-- start of GIVEN INFORMATION --

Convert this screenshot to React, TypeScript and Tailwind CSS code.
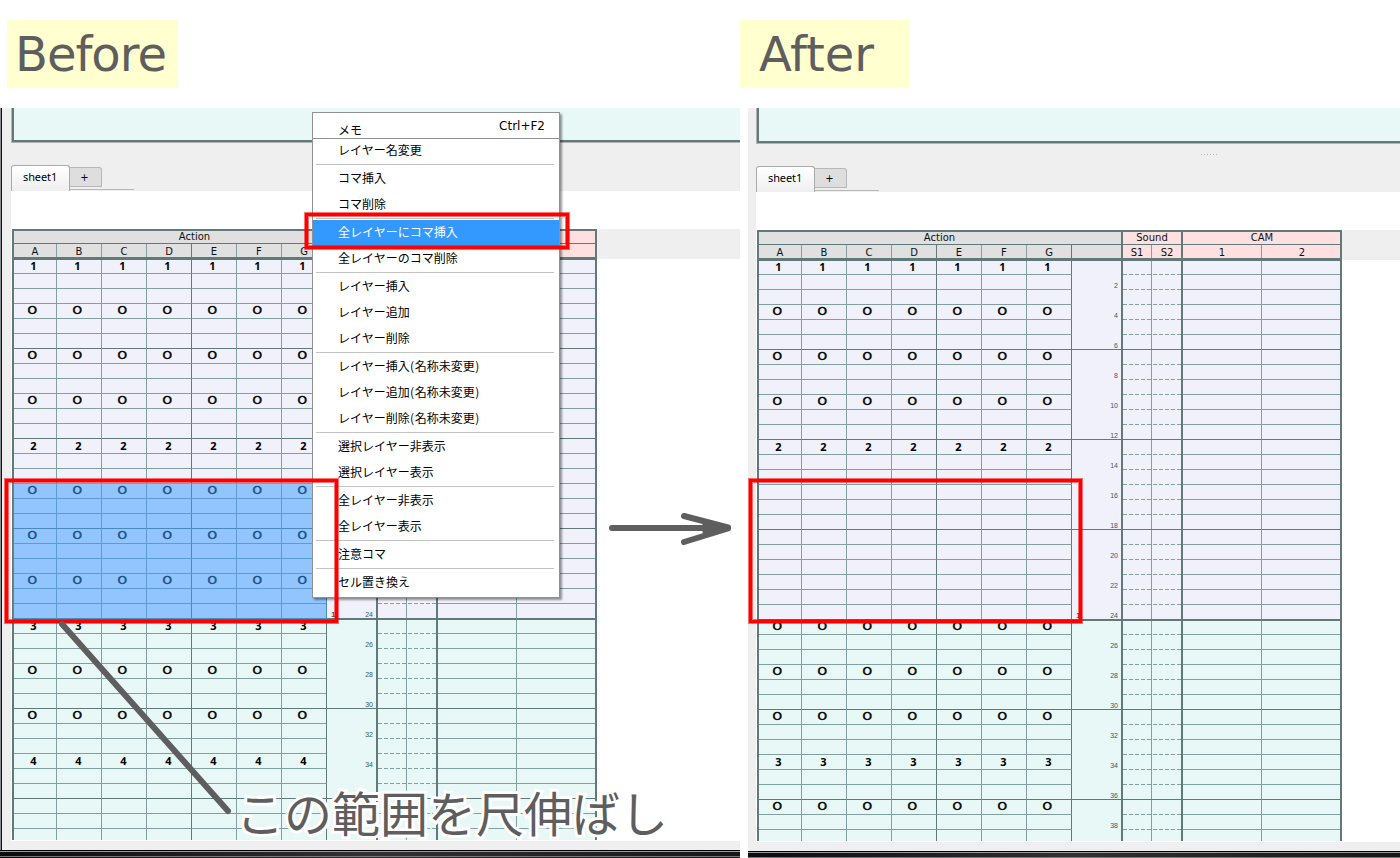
import React from "react";
import clsx from "clsx";

type Marks = Record<number, string>;

type SheetPanelProps = {
  marks: Marks;
  className?: string;
  gutterClassName: string;
  previewClassName: string;
  menuOpen?: boolean;
};

type MenuEntry = {
  label?: string;
  active?: boolean;
};

const LAYERS = ["A", "B", "C", "D", "E", "F", "G"];
const FRAMES = Array.from({ length: 39 }, (_, index) => index + 1);

const BEFORE_MARKS: Marks = {
  1: "1",
  4: "O",
  7: "O",
  10: "O",
  13: "2",
  16: "O",
  19: "O",
  22: "O",
  25: "3",
  28: "O",
  31: "O",
  34: "4",
};

const AFTER_MARKS: Marks = {
  1: "1",
  4: "O",
  7: "O",
  10: "O",
  13: "2",
  25: "O",
  28: "O",
  31: "O",
  34: "3",
  37: "O",
};

// Entries without a label are separators.
const MENU: MenuEntry[] = [
  {},
  { label: "コマ挿入" },
  { label: "コマ削除" },
  {},
  { label: "全レイヤーにコマ挿入", active: true },
  { label: "全レイヤーのコマ削除" },
  {},
  { label: "レイヤー挿入" },
  { label: "レイヤー追加" },
  { label: "レイヤー削除" },
  {},
  { label: "レイヤー挿入(名称未変更)" },
  { label: "レイヤー追加(名称未変更)" },
  { label: "レイヤー削除(名称未変更)" },
  {},
  { label: "選択レイヤー非表示" },
  { label: "選択レイヤー表示" },
  {},
  { label: "全レイヤー非表示" },
  { label: "全レイヤー表示" },
  {},
  { label: "注意コマ" },
  {},
  { label: "セル置き換え" },
];

function layerWidth(index: number) {
  return index === 0 ? "w-[43px]" : "w-[45px]";
}

function layerBorder(index: number) {
  return index === 3 || index === 6
    ? "border-r border-r-[#617979]"
    : "border-r border-r-[#82a0a0]";
}

// The open menu lies over the Sound and CAM titles, so they are left out then.
function SheetHeader({ menuOpen }: { menuOpen: boolean }) {
  return (
    <div className="flex h-[31px] w-[585px] border-x-2 border-t-2 border-b-[3px] border-[#617979] text-[10px] text-[#111] [font-family:'DejaVu_Sans',sans-serif]">
      <div className="w-[362px] bg-[#e0e0e0]">
        <div className="h-[13px] border-b border-[#617979] pr-px text-center leading-[11px]">
          Action
        </div>
        <div className="flex h-[13px]">
          {LAYERS.map((layer, index) => (
            <div
              className={clsx(
                "text-center leading-[15px]",
                layerWidth(index),
                layerBorder(index),
              )}
              key={layer}
            >
              {layer}
            </div>
          ))}
        </div>
      </div>
      <div className="w-[62px] border-x-2 border-[#617979] bg-[#ffe0e0]">
        <div className="h-[13px] border-b border-[#617979] text-center leading-[11px]">
          {!menuOpen && "Sound"}
        </div>
        <div className="flex h-[13px] text-center leading-[15px]">
          <div className="w-[29px] border-r border-[#82a0a0]">
            {!menuOpen && "S1"}
          </div>
          <div className="flex-1 pl-px">{!menuOpen && "S2"}</div>
        </div>
      </div>
      <div className="flex-1 bg-[#ffe0e0]">
        <div className="h-[13px] border-b border-[#617979] pl-px text-center leading-[11px]">
          {!menuOpen && "CAM"}
        </div>
        <div className="flex h-[13px] text-center leading-[15px]">
          <div className="w-[79px] border-r border-[#82a0a0]">
            {!menuOpen && "1"}
          </div>
          <div className="flex-1 pl-0.5">{!menuOpen && "2"}</div>
        </div>
      </div>
    </div>
  );
}

type FrameRowProps = {
  frame: number;
  mark?: string;
  showNumber: boolean;
};

function FrameRow({ frame, mark, showNumber }: FrameRowProps) {
  const isSecond = frame === 24;
  const isMajor = frame % 6 === 0;
  const line = isSecond
    ? "border-b-2 border-b-[#617979]"
    : isMajor
      ? "border-b border-b-[#617979]"
      : "border-b border-b-[#82a0a0]";

  return (
    <div
      className={clsx(
        "flex w-[585px] shrink-0 border-x-2 border-x-[#617979]",
        frame <= 24 ? "bg-[#f1f1fc]" : "bg-[#e7f8f7]",
        isSecond ? "h-4" : frame === 1 || frame === 25 ? "h-3.5" : "h-[15px]",
      )}
    >
      {LAYERS.map((layer, index) => (
        <div
          className={clsx(
            "flex items-end justify-center text-black",
            layerWidth(index),
            layerBorder(index),
            line,
          )}
          key={layer}
        >
          {mark === "O" ? (
            <span
              className={clsx(
                "h-3.5 text-[11px] leading-[13px] [font-family:'DejaVu_Sans',sans-serif] [-webkit-text-stroke:0.5px_black]",
                index === 0 ? "pr-[5px]" : "pr-[3px]",
              )}
            >
              <span className="inline-block scale-x-110">O</span>
            </span>
          ) : mark ? (
            <span
              className={clsx(
                "h-3.5 text-[11px] leading-[13px] font-bold [font-family:'Noto_Sans',sans-serif]",
                index === 0
                  ? "pr-[3px]"
                  : mark === "1"
                    ? "pr-[3px]"
                    : "pr-px",
              )}
            >
              {mark}
            </span>
          ) : null}
        </div>
      ))}
      <div
        className={clsx(
          "flex w-[49px] items-end justify-between pr-[3px] pl-1 text-[7px] leading-[7px] text-[#3f5858] [font-family:'Liberation_Sans',sans-serif]",
          isMajor ? line : "pb-px",
        )}
      >
        <span className="text-[8px] font-bold">{isSecond ? "1" : ""}</span>
        <span>{showNumber && frame % 2 === 0 ? frame : ""}</span>
      </div>
      <div
        className={clsx(
          "flex w-[62px] items-end border-x-2 border-x-[#617979]",
          isMajor && line,
        )}
      >
        <div className="flex h-full w-[29px] items-end border-r border-r-[#82a0a0]">
          {!isMajor && (
            <div className="h-px w-full bg-[repeating-linear-gradient(90deg,#82a0a0_0_4px,transparent_4px_6px)]" />
          )}
        </div>
        {!isMajor && (
          <div className="h-px flex-1 bg-[repeating-linear-gradient(90deg,transparent_0_1px,#82a0a0_1px_5px,transparent_5px_6px)]" />
        )}
      </div>
      <div className={clsx("w-[79px] border-r border-r-[#82a0a0]", line)} />
      <div className={clsx("flex-1", line)} />
    </div>
  );
}

function SheetTabs() {
  return (
    <div className="flex h-[26px] text-black">
      <div className="h-full w-[59px] rounded-t-[3px] border border-b-0 border-[#aaa] bg-gradient-to-b from-white to-[#efefef] pl-[11px] text-[11px] leading-[21px] tracking-[-0.1px] [font-family:'Noto_Sans',sans-serif]">
        sheet1
      </div>
      <div className="flex h-[25px] w-16 flex-col justify-between border-b border-[#b8b8b8] pt-0.5">
        <div className="h-5 w-8 rounded-tr-[3px] border border-l-0 border-[#b8b8b8] bg-[#dedede] pr-0.5 text-center text-[10px] leading-[19px] [font-family:'DejaVu_Sans',sans-serif]">
          +
        </div>
      </div>
    </div>
  );
}

function SheetPanel({
  marks,
  className,
  gutterClassName,
  previewClassName,
  menuOpen = false,
}: SheetPanelProps) {
  return (
    <section
      className={clsx("flex h-[750px] flex-col bg-[#efefef]", className)}
    >
      <div className="flex min-h-0 flex-1">
        <div className={clsx("shrink-0", gutterClassName)} />
        <div className="flex min-w-0 flex-1 flex-col">
          <div
            className={clsx(
              "shrink-0 border-b border-l border-[#b0b4b4]",
              previewClassName,
            )}
          >
            <div className="h-full border-b-2 border-l-2 border-[#617979] bg-[#e7f8f7]" />
          </div>
          <div className="flex h-[22px] shrink-0 justify-center pt-2.5 pl-[262px]">
            {!menuOpen && (
              <div className="h-px w-[17px] bg-[repeating-linear-gradient(90deg,#bbb_0_1px,transparent_1px_3px)]" />
            )}
          </div>
          <SheetTabs />
          <div className="flex min-h-0 flex-1 flex-col overflow-hidden bg-white pt-[38px] pb-px">
            <div className="flex h-[31px] shrink-0 pl-px">
              <SheetHeader menuOpen={menuOpen} />
              <div className="h-[30px] flex-1 bg-[#efefef]" />
            </div>
            <div className="flex min-h-0 flex-1 flex-col overflow-hidden pl-px">
              {FRAMES.map((frame) => (
                <FrameRow
                  frame={frame}
                  key={frame}
                  mark={marks[frame]}
                  showNumber={!menuOpen || frame >= 24}
                />
              ))}
            </div>
          </div>
          <div className="h-[9px] shrink-0" />
        </div>
      </div>
      <div className="h-2 shrink-0 border-t border-black bg-gradient-to-r from-[#0c0b10] via-[#343034] to-[#161618]">
        <div className="h-px bg-[#999]" />
        <div className="mt-1 h-px bg-[#777]" />
      </div>
    </section>
  );
}

function ContextMenu() {
  return (
    <div className="absolute top-[112px] left-[312px] h-[486px] w-[248px] border border-[#8f9292] bg-white text-xs text-black shadow-[2px_2px_2px_rgba(0,0,0,0.4)] [font-family:'DejaVu_Sans','Noto_Sans_CJK_JP',sans-serif]">
      <div className="flex h-[26px] justify-between border-b border-[#8f9292] pr-3.5 pl-[25px]">
        <span className="pt-2 leading-[18px] [font-family:'Noto_Sans_CJK_JP',sans-serif]">
          メモ
        </span>
        <span className="leading-[27px]">Ctrl+F2</span>
      </div>
      <div className="h-6 pl-[25px] leading-[22px] [font-family:'Noto_Sans_CJK_JP',sans-serif]">
        レイヤー名変更
      </div>
      {MENU.map((entry, index) =>
        entry.label ? (
          <div
            className={clsx(
              "h-[26px] pl-[25px] [font-family:'Noto_Sans_CJK_JP',sans-serif]",
              entry.active
                ? "mt-px -mb-px bg-[#3399ff] leading-[23px] text-white"
                : "leading-[26px]",
            )}
            key={index}
          >
            {entry.label.split(/([()])/).map((part, partIndex) =>
              part === "(" || part === ")" ? (
                <span className="inline-block w-[5px] text-center" key={partIndex}>
                  {part}
                </span>
              ) : (
                part
              ),
            )}
          </div>
        ) : (
          <div className="h-0.5 pt-px pr-[5px] pl-[3px]" key={index}>
            <div className="h-px bg-[#c3c3c3]" />
          </div>
        ),
      )}
    </div>
  );
}

function RedFrame({ className }: { className: string }) {
  return (
    <div
      className={clsx(
        "absolute border-[3px] border-[#ff0000] shadow-[0_0_0_1px_rgba(255,0,0,0.55),inset_0_0_0_1px_rgba(255,0,0,0.55)]",
        className,
      )}
    />
  );
}

export default function App() {
  return (
    <main className="relative h-[858px] w-[1400px] overflow-hidden bg-white">
      <header className="flex h-[108px] pt-5 pl-[7px] text-[48px] leading-[68px] text-[#5e5e5e] [font-family:'DejaVu_Sans',sans-serif]">
        <h1 className="h-[68px] w-[171px] bg-[#ffffcf] pl-2 tracking-[-1px]">
          Before
        </h1>
        <h1 className="ml-[562px] h-[68px] w-[169px] bg-[#ffffcf] pl-[19px] tracking-[-0.1px]">
          After
        </h1>
      </header>

      <div className="flex gap-2">
        <SheetPanel
          className="w-[740px]"
          gutterClassName="w-[11px] bg-[linear-gradient(90deg,#8a8d90_0_1px,#111_1px_2px,#efefef_2px)]"
          marks={BEFORE_MARKS}
          menuOpen
          previewClassName="h-[35px]"
        />
        <SheetPanel
          className="w-[652px] [&>div:last-child]:h-[7px]"
          gutterClassName="w-2"
          marks={AFTER_MARKS}
          previewClassName="h-9"
        />
      </div>

      <div className="absolute top-[484px] left-[13px] h-[135px] w-[314px] bg-[#3399ff]/50" />
      <ContextMenu />

      <RedFrame className="top-[479px] left-[5px] h-[144px] w-[333px]" />
      <RedFrame className="top-[213px] left-[305px] h-[36px] w-[264px]" />
      <RedFrame className="top-[479px] left-[749px] h-[144px] w-[333px]" />

      <svg
        className="absolute top-0 left-0"
        fill="none"
        height="858"
        stroke="#5e5e5e"
        strokeLinecap="round"
        strokeLinejoin="round"
        strokeWidth="6"
        viewBox="0 0 1400 858"
        width="1400"
      >
        <path d="M62 624 228 811" />
        <path d="M612 528H728M684 516 728 527.500M684 542 728 528.500" />
        <path d="M704 524 727 528 704 532Z" fill="#5e5e5e" strokeWidth="3" />
      </svg>

      <p className="absolute top-[777px] left-[236px] text-[48px] leading-[68px] whitespace-nowrap text-[#5e5e5e] [-webkit-text-stroke:6px_white] [font-family:'Noto_Sans_CJK_JP',sans-serif] [paint-order:stroke_fill]">
        この範囲を尺伸ばし
      </p>
    </main>
  );
}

-- end of GIVEN INFORMATION --

> WHAT IS REQUIRED: Reply with only the number of lines in the material above where the string "React" appears.

> CORRECT RESPONSE: 2